YOUR INSTRUCTIONS – From the listing below, restate word for word the lines from the line containing "Give me the" down through the line containing "const [mode, setMode]". Exclude pictures.

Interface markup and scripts
—————
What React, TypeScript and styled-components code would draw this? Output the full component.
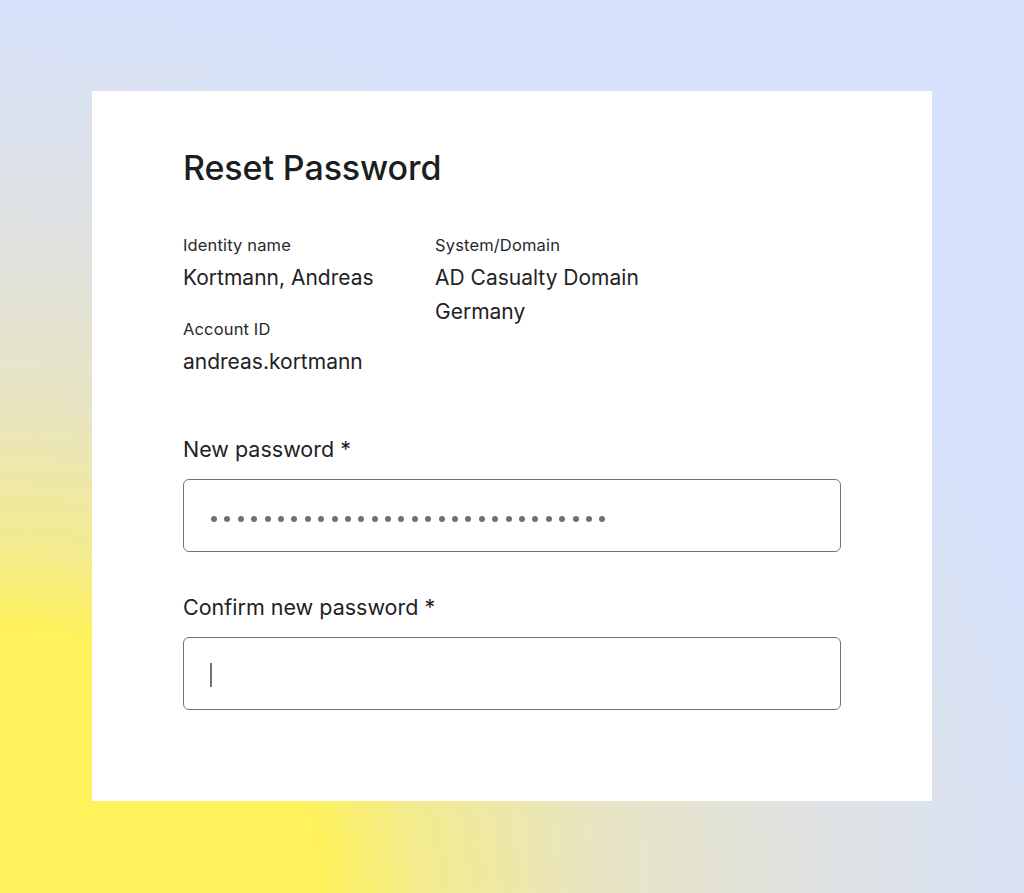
import React from 'react';
import styled, { createGlobalStyle } from 'styled-components';

const GlobalStyle = createGlobalStyle`
  html, body {
    margin: 0;
    padding: 0;
  }
  body {
    font-family: Inter, "Noto Sans", "Liberation Sans", sans-serif;
    color: #1d2024;
    -webkit-font-smoothing: antialiased;
  }
`;

const Page = styled.div`
  width: 1024px;
  height: 893px;
  box-sizing: border-box;
  padding: 91px 92px 92px 92px;
  background: radial-gradient(
    ellipse 1100px 900px at 0% 100%,
    #fff25a 0%,
    #fff25a 29%,
    #f3eb8c 38%,
    #e8e5c4 55%,
    #e0e2e2 74%,
    #d6e2fc 100%
  );
`;

const Card = styled.section`
  width: 840px;
  height: 710px;
  box-sizing: border-box;
  background: #ffffff;
  padding: 57px 91px 91px 91px;
  display: flex;
  flex-direction: column;
`;

const Title = styled.h1`
  margin: 0;
  font-size: 34px;
  line-height: 40px;
  font-weight: 500;
  letter-spacing: -0.1px;
  color: #1b1e21;
`;

const InfoGrid = styled.div`
  margin-top: 47px;
  display: grid;
  grid-template-columns: 252px 1fr;
`;

const InfoColumn = styled.div`
  display: flex;
  flex-direction: column;
`;

const InfoLabel = styled.div<{ $spaced?: boolean }>`
  font-size: 16.5px;
  line-height: 20px;
  letter-spacing: 0.15px;
  color: #26292d;
  margin-top: ${(p) => (p.$spaced ? '24px' : '0')};
`;

const InfoValue = styled.div`
  margin-top: 6px;
  font-size: 21px;
  line-height: 34px;
  color: #1f2226;

  & + & {
    margin-top: 0;
  }
`;

const FieldLabel = styled.label<{ $first?: boolean }>`
  display: block;
  font-size: 21.5px;
  line-height: 30px;
  color: #1f2226;
  margin-top: ${(p) => (p.$first ? '55px' : '40px')};
`;

const Field = styled.div`
  margin-top: 15px;
  height: 73px;
  box-sizing: border-box;
  border: 1.5px solid #707378;
  border-radius: 6px;
  padding: 0 27px;
  display: flex;
  align-items: center;
`;

const Mask = styled.div`
  display: flex;
  gap: 7.4px;
  margin-top: 7px;
`;

const Dot = styled.span`
  width: 6px;
  height: 6px;
  border-radius: 50%;
  background: #6c7278;
`;

const Caret = styled.span`
  width: 2px;
  height: 24px;
  margin-left: -1px;
  margin-top: 3px;
  background: #6e7379;
`;

const App: React.FC = () => {
  const dots = Array.from({ length: 30 }, (_, i) => i);

  return (
    <>
      <GlobalStyle />
      <Page>
        <Card>
          <Title>Reset Password</Title>

          <InfoGrid>
            <InfoColumn>
              <InfoLabel>Identity name</InfoLabel>
              <InfoValue>Kortmann, Andreas</InfoValue>
              <InfoLabel $spaced>Account ID</InfoLabel>
              <InfoValue>andreas.kortmann</InfoValue>
            </InfoColumn>
            <InfoColumn>
              <InfoLabel>System/Domain</InfoLabel>
              <InfoValue>AD Casualty Domain</InfoValue>
              <InfoValue>Germany</InfoValue>
            </InfoColumn>
          </InfoGrid>

          <FieldLabel $first>New password *</FieldLabel>
          <Field>
            <Mask aria-label="password">
              {dots.map((i) => (
                <Dot key={i} />
              ))}
            </Mask>
          </Field>

          <FieldLabel>Confirm new password *</FieldLabel>
          <Field>
            <Caret />
          </Field>
        </Card>
      </Page>
    </>
  );
};

export default App;
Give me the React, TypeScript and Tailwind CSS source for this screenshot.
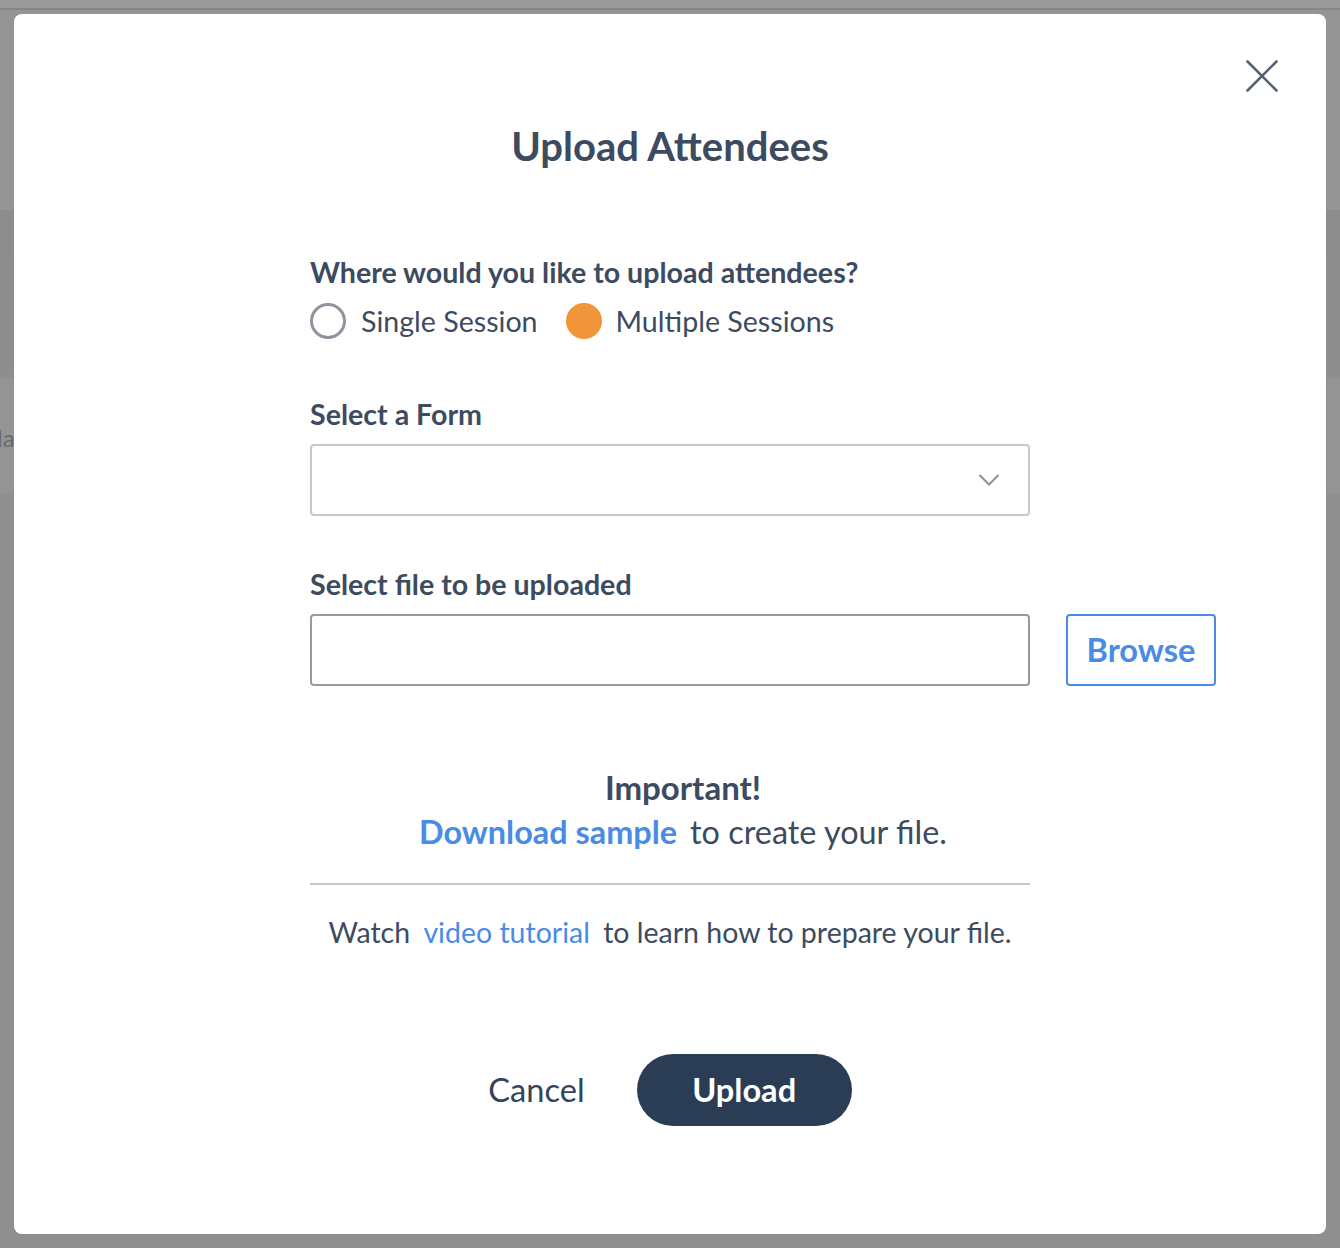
import { useState } from 'react'

const font = { fontFamily: 'Lato, "Open Sans", sans-serif' }

function CloseIcon() {
  return (
    <svg width="32" height="32" viewBox="0 0 32 32" fill="none">
      <path d="M1.5 1.5 L30.5 30.5 M30.5 1.5 L1.5 30.5" stroke="#566172" strokeWidth="2.6" strokeLinecap="round" />
    </svg>
  )
}

function Chevron() {
  return (
    <svg width="22" height="14" viewBox="0 0 22 14" fill="none">
      <path d="M1.5 2 L11 11.5 L20.5 2" stroke="#8c939b" strokeWidth="2" />
    </svg>
  )
}

function Radio({ checked }: { checked: boolean }) {
  return (
    <span
      className={
        checked
          ? 'h-[36px] w-[36px] shrink-0 rounded-full bg-[#f0953a]'
          : 'h-[36px] w-[36px] shrink-0 rounded-full border-[3px] border-[#8d949c]'
      }
    />
  )
}

export default function App() {
  const [mode, setMode] = useState<'single' | 'multiple'>('multiple')

  return (
    <div
      style={font}
      className="relative h-[1248px] w-full overflow-hidden p-[14px] bg-[linear-gradient(to_bottom,#9b9b9b_0,#9b9b9b_8px,#878787_8px,#878787_10px,#959595_10px,#959595_210px,#8d8d8d_210px,#8e8e8e_378px,#949494_378px,#949494_493px,#8f8f8f_493px)]"
    >
      {/* page behind the overlay, peeking out on the left */}
      <span className="absolute left-[-3px] top-[420px] text-[24px] text-[#666a6e]">la</span>

      <div className="relative flex h-[1220px] w-full flex-col items-center rounded-[8px] bg-white text-[#3d4b60]">
        <button className="absolute right-[48px] top-[46px]" aria-label="Close">
          <CloseIcon />
        </button>

        <h1 className="mt-[108px] text-[40px] font-bold leading-[48px]">Upload Attendees</h1>

        <div className="mt-[84px] w-[720px]">
          <div className="text-[28.6px] font-bold leading-[36px]">Where would you like to upload attendees?</div>
          <div className="mt-[13px] flex items-center">
            <button onClick={() => setMode('single')} className="flex items-center">
              <Radio checked={mode === 'single'} />
              <span className="ml-[15px] text-[28.6px] leading-[36px]">Single Session</span>
            </button>
            <button onClick={() => setMode('multiple')} className="ml-[28px] flex items-center">
              <Radio checked={mode === 'multiple'} />
              <span className="ml-[14px] text-[28.6px] leading-[36px]">Multiple Sessions</span>
            </button>
          </div>

          <div className="mt-[57px] text-[28.6px] font-bold leading-[36px]">Select a Form</div>
          <div className="mt-[12px] flex h-[72px] w-[720px] items-center justify-end rounded-[4px] border-2 border-[#c5c9ce] pr-[28px]">
            <Chevron />
          </div>

          <div className="mt-[50px] text-[28.6px] font-bold leading-[36px]">Select file to be uploaded</div>
          <div className="mr-[-186px] mt-[12px] flex gap-[36px]">
            <div className="h-[72px] w-[720px] rounded-[4px] border-2 border-[#959ba2]" />
            <button className="h-[72px] w-[150px] rounded-[4px] border-2 border-[#4a8be6] text-[32.6px] font-bold text-[#4a8be6]">
              Browse
            </button>
          </div>

          <div className="mt-[81px] pl-[26px] text-center">
            <div className="text-[33px] font-bold leading-[40px]">Important!</div>
            <div className="mt-[5px] text-[32.4px] leading-[40px]">
              <a className="font-bold text-[#4a8be6]">Download sample</a>
              <span className="ml-[13px]">to create your file.</span>
            </div>
          </div>

          <div className="mt-[31px] h-[2px] w-[720px] bg-[#c5c9ce]" />

          <div className="mt-[29px] text-center text-[28.5px] leading-[36px]">
            Watch <a className="mx-[6px] text-[#4a8be6]">video tutorial</a> to learn how to prepare your file.
          </div>
        </div>

        <div className="mt-[104px] flex items-center gap-[52px]">
          <button className="text-[32.6px] text-[#34445a]">Cancel</button>
          <button className="h-[72px] w-[215px] rounded-full bg-[#2b3c55] text-[32.6px] font-bold text-white">
            Upload
          </button>
        </div>
      </div>
    </div>
  )
}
—————
COMPLETE RESPONSE –
Give me the React, TypeScript and Tailwind CSS source for this screenshot.
import { useState } from 'react'

const font = { fontFamily: 'Lato, "Open Sans", sans-serif' }

function CloseIcon() {
  return (
    <svg width="32" height="32" viewBox="0 0 32 32" fill="none">
      <path d="M1.5 1.5 L30.5 30.5 M30.5 1.5 L1.5 30.5" stroke="#566172" strokeWidth="2.6" strokeLinecap="round" />
    </svg>
  )
}

function Chevron() {
  return (
    <svg width="22" height="14" viewBox="0 0 22 14" fill="none">
      <path d="M1.5 2 L11 11.5 L20.5 2" stroke="#8c939b" strokeWidth="2" />
    </svg>
  )
}

function Radio({ checked }: { checked: boolean }) {
  return (
    <span
      className={
        checked
          ? 'h-[36px] w-[36px] shrink-0 rounded-full bg-[#f0953a]'
          : 'h-[36px] w-[36px] shrink-0 rounded-full border-[3px] border-[#8d949c]'
      }
    />
  )
}

export default function App() {
  const [mode, setMode] = useState<'single' | 'multiple'>('multiple')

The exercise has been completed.